What is a smart home? It’s a home equipped with smart products connected through Wi-Fi or Bluetooth to control or automate the functions of a house. Thermostats that learn to adjust the temperature automatically based on your schedule, lightbulbs that you can control from your phone, doors that automatically lock when you leave the house are just a few examples of home automation.
Results of the Smart Home Marketplace Survey from Coldwell Banker Real Estate shows that time for mainstream smart home adoption is nigh. The recent survey showed that 45 percent of the 4,065 respondents said they either own or plan to invest in smart home technology in 2016. Of these people, 36 percent said they don't consider themselves early adopters. Among those who do not yet own any smart home devices, 27 percent said they will incorporate it into their lives this year.
Perhaps a more important sign for the future of the smart home is the fact that such technology is now being adopted across a variety of demographic lines. Households making $50,000 to $75,000 are adopting smart home technology at the same pace as those with incomes of $75,000 to $100,000. This is also true of those with some college education and those with college degrees. Older generations are also buying more smart home products, though they show a preference for different kinds of smart products than younger generations.
Most respondents in the survey said products that make a home “smart” are security devices like locks and alarm systems, temperature products like thermostats, lighting systems and safety measures like sensors for carbon monoxide. The first three are some of the most common and visible forms of smart home products. Nest has gotten a lot of publicity for its thermostat and security camera, as Philips has for its Hue line of “connected” lighting products.
The most popular smart home technology today, though, is entertainment systems like smart TVs and speakers. The survey showed that 44 percent of respondents who already own smart home technology also have a smart entertainment product. This could be an important means of getting people to buy other “connected” home products, as 70 percent of respondents said buying one smart home product made them more likely to get another. It's no wonder Samsung is working to make TVs the central hub of the smart home.

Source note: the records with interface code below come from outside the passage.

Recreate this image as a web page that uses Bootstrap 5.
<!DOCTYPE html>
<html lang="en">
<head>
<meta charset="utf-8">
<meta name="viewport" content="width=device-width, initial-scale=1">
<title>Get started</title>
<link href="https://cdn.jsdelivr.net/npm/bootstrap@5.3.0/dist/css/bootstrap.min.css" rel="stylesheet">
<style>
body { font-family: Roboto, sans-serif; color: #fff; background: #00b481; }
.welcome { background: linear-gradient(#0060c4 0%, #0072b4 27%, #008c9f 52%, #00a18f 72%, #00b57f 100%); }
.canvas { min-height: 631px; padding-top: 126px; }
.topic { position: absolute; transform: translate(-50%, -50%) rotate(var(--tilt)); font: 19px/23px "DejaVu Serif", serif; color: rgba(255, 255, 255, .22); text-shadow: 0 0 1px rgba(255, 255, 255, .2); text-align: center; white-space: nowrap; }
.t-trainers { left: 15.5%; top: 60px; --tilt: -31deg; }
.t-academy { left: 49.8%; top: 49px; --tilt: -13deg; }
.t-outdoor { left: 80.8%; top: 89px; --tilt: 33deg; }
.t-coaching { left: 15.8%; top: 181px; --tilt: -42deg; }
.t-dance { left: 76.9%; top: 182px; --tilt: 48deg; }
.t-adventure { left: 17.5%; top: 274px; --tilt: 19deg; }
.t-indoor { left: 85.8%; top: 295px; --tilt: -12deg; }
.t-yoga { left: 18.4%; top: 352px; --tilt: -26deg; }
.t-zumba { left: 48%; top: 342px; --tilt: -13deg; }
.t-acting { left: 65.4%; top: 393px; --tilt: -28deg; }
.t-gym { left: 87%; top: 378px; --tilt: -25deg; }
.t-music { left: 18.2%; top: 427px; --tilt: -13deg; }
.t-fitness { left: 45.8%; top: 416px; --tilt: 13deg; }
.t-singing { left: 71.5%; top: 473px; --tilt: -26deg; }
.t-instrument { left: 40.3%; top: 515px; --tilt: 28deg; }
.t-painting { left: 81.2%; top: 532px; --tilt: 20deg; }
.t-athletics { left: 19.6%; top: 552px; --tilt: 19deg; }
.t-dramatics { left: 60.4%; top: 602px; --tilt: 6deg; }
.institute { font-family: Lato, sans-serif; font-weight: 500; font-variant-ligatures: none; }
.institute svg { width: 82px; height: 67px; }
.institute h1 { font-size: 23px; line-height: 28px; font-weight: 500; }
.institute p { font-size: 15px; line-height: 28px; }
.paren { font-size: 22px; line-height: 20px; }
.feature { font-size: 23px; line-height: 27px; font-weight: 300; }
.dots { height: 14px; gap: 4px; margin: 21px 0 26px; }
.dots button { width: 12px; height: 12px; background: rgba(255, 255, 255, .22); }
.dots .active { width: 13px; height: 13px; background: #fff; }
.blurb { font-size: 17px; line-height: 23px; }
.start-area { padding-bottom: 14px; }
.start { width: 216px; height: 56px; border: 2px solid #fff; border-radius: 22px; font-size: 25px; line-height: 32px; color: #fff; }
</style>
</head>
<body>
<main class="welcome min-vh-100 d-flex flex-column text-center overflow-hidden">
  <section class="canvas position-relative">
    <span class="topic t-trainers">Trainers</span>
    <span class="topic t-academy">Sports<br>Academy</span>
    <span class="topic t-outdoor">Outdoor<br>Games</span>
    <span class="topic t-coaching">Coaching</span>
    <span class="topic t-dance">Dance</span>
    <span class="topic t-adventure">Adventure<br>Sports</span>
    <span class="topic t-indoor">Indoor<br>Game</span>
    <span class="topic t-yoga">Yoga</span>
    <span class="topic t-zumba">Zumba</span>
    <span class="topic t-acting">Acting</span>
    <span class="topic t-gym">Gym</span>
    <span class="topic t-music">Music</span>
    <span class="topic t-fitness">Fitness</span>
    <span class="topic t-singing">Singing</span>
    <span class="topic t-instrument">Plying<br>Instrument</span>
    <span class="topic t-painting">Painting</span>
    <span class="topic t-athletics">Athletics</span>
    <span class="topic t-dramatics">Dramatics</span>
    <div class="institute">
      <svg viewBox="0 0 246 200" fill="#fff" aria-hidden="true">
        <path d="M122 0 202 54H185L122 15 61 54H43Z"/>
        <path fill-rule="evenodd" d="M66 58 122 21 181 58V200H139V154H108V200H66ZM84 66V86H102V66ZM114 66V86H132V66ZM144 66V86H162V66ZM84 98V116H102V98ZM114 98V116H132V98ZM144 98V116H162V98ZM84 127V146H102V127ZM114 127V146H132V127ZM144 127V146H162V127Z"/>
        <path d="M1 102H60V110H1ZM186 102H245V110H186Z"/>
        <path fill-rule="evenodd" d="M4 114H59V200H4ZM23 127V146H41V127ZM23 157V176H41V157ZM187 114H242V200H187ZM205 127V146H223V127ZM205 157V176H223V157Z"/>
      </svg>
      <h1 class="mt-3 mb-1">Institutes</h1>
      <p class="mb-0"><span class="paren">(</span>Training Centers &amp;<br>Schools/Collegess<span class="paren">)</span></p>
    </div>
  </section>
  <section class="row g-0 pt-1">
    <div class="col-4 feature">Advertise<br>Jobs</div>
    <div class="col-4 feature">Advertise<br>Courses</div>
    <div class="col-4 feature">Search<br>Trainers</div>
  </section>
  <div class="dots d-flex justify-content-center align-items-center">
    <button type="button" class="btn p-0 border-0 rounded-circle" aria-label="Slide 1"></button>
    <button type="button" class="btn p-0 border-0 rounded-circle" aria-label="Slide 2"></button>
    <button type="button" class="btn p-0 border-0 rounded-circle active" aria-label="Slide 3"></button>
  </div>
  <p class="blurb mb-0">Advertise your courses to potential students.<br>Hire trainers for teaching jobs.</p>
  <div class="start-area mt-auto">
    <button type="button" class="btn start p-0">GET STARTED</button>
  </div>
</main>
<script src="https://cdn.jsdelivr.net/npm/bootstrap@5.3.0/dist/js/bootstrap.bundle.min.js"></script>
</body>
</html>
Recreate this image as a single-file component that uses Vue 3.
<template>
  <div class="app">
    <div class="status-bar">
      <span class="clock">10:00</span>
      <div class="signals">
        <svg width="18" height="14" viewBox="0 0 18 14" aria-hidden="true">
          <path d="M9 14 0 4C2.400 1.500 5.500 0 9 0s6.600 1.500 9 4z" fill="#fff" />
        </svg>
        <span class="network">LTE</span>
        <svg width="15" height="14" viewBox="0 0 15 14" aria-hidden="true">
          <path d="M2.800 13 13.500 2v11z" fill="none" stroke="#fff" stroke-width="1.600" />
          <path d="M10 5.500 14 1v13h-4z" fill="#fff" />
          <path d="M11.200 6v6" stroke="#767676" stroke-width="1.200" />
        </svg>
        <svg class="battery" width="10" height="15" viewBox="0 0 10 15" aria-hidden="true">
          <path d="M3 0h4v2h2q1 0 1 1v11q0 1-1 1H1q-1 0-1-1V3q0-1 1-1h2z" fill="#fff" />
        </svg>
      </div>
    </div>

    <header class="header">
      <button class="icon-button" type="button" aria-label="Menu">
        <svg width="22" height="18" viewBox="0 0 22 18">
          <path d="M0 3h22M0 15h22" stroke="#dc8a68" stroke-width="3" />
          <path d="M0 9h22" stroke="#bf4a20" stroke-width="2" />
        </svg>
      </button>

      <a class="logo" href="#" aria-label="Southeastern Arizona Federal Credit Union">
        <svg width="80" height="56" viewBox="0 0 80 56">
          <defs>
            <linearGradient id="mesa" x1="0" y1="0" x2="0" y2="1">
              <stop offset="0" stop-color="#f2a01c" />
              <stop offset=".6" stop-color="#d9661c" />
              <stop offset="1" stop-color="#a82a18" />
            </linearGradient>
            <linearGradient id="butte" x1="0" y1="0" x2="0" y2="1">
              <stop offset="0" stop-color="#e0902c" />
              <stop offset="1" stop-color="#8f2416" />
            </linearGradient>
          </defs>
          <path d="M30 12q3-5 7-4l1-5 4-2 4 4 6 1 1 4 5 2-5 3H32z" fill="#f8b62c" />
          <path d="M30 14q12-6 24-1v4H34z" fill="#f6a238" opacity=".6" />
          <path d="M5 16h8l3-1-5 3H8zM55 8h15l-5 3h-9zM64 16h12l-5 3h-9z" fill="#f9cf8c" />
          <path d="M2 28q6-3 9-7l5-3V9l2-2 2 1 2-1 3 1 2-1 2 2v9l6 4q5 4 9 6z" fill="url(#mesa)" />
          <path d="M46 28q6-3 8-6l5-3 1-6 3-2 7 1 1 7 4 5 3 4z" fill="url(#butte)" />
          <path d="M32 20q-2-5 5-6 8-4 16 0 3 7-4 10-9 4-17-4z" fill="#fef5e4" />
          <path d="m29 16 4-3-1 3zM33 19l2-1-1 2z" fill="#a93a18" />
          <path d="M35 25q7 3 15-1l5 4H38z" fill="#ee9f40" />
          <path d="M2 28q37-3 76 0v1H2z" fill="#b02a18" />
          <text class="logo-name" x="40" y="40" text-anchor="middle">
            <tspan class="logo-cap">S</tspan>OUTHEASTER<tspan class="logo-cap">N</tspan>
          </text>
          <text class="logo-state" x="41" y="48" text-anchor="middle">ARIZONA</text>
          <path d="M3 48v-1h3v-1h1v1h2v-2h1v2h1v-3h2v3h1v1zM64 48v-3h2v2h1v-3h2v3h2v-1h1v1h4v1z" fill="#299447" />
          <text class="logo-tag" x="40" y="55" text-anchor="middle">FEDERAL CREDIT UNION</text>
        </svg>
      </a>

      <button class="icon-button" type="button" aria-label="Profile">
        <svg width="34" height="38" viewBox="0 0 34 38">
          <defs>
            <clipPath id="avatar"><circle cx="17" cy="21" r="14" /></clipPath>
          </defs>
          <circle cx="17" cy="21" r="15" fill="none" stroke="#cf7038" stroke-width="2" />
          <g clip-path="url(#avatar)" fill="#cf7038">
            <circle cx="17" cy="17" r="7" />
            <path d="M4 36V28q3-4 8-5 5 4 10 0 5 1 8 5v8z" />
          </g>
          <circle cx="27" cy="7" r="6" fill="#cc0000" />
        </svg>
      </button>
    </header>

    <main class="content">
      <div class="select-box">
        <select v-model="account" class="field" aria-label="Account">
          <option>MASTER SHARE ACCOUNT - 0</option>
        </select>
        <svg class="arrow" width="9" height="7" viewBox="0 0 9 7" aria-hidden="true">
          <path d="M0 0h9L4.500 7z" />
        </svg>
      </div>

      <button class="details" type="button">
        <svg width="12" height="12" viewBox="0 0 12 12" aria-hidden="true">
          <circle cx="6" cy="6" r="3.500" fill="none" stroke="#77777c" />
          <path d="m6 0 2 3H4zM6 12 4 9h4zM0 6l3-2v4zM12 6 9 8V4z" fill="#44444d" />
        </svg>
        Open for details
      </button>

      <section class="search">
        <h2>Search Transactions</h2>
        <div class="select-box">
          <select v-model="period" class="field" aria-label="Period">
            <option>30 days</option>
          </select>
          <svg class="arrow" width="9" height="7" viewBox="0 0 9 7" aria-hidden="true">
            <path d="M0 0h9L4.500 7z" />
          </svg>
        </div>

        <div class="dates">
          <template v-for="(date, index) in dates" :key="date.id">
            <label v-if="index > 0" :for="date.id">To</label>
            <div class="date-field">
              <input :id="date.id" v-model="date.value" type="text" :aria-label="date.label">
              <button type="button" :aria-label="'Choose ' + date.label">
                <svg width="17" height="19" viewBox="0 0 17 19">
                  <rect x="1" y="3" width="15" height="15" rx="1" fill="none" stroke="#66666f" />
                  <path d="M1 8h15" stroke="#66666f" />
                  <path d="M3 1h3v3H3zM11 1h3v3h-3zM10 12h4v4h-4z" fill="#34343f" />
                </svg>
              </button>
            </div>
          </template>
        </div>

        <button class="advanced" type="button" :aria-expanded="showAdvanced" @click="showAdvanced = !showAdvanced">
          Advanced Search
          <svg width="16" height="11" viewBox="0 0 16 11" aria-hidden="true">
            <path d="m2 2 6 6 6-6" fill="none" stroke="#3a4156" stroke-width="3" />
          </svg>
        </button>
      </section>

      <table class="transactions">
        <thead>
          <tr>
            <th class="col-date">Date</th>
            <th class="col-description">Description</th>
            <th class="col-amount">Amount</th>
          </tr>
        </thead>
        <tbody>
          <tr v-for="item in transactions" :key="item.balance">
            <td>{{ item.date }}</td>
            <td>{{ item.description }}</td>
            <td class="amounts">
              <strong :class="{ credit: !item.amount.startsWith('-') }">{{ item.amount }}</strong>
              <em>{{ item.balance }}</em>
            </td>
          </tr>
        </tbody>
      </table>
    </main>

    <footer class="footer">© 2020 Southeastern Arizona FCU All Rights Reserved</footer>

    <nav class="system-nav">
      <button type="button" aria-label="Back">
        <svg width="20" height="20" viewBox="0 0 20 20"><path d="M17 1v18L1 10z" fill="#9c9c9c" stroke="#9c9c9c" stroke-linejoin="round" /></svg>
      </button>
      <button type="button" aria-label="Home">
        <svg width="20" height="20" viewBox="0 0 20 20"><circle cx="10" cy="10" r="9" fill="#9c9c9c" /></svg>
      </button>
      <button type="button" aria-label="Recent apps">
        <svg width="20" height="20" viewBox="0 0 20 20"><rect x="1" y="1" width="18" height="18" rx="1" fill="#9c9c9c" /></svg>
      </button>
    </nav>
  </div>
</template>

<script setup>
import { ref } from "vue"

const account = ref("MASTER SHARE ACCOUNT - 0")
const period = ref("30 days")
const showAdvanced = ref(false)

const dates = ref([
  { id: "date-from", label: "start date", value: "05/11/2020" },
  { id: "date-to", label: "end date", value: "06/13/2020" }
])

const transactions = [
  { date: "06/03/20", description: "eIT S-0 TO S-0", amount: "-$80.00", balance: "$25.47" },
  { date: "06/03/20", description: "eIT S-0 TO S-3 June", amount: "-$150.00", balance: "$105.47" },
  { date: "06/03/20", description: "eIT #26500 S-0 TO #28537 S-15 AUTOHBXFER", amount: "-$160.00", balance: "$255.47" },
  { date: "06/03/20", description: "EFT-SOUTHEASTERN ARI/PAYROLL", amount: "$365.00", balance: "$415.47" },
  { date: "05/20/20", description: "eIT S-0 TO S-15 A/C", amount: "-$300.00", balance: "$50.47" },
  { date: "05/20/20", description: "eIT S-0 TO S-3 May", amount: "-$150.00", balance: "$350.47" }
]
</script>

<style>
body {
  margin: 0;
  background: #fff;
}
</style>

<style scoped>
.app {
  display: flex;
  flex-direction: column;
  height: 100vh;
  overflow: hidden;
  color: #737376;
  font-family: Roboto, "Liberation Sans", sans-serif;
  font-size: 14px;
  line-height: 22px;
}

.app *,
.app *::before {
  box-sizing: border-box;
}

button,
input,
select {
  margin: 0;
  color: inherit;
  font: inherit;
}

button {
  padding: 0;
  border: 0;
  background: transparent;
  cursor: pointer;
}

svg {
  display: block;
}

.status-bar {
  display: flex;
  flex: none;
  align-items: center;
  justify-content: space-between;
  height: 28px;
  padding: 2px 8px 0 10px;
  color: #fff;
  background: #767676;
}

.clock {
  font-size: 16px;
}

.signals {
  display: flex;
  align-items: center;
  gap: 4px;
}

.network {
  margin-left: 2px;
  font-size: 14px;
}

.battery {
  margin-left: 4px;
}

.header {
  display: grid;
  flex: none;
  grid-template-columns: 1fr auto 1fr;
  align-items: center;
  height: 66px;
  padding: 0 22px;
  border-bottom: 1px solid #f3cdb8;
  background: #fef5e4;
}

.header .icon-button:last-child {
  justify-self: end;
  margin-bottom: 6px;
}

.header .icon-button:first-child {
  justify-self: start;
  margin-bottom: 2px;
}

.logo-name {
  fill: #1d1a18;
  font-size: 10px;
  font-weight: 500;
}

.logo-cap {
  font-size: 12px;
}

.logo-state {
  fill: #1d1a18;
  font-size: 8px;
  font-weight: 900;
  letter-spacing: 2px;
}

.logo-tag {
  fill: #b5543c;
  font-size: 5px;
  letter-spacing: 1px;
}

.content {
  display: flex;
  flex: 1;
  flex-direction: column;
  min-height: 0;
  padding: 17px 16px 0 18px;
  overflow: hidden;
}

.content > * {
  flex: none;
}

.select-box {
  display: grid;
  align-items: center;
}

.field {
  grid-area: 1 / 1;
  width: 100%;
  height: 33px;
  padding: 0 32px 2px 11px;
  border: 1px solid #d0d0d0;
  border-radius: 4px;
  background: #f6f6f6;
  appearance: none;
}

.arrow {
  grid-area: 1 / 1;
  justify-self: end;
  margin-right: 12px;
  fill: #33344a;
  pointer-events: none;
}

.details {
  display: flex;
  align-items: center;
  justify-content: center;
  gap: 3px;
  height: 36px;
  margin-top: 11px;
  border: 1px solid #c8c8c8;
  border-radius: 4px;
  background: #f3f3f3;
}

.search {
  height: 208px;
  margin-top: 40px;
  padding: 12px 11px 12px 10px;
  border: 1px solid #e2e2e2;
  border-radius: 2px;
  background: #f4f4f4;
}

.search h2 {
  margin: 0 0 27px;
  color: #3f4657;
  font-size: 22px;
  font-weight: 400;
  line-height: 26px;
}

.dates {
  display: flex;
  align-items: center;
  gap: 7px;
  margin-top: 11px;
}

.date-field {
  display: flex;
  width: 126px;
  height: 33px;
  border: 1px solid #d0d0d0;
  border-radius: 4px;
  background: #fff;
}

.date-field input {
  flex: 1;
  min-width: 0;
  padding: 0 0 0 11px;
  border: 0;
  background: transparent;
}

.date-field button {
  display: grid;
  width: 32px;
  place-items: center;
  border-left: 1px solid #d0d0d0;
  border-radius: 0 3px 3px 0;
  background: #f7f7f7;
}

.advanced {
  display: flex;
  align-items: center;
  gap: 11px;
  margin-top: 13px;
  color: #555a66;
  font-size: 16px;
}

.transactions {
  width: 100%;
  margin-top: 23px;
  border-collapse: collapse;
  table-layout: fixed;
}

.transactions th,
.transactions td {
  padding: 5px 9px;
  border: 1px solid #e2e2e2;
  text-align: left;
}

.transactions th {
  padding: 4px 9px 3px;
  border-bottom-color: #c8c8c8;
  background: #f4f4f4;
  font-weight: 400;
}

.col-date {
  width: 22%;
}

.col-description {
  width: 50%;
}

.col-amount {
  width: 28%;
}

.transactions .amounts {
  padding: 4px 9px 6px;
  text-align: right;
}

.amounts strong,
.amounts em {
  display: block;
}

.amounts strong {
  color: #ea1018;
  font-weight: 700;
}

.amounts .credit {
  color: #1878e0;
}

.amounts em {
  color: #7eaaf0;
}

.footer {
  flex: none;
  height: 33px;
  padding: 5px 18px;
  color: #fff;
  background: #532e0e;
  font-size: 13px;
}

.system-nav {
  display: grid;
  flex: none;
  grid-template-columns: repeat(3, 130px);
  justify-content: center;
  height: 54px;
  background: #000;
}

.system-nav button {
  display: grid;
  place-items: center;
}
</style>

Security and temperature control systems were the second and third most popular smart home products, at 31 and 30 percent, respectively. These are also the areas China manufacturers have focused on. A number of manufacturers offer smart lights and there are all kinds of “connected” security cameras being exported from China. Entertainment systems may be a gateway to getting people more interested in smart homes, but consumers often buy their own entertainment systems. Smart security systems were said by respondents to have the most appeal for coming pre-installed in a home.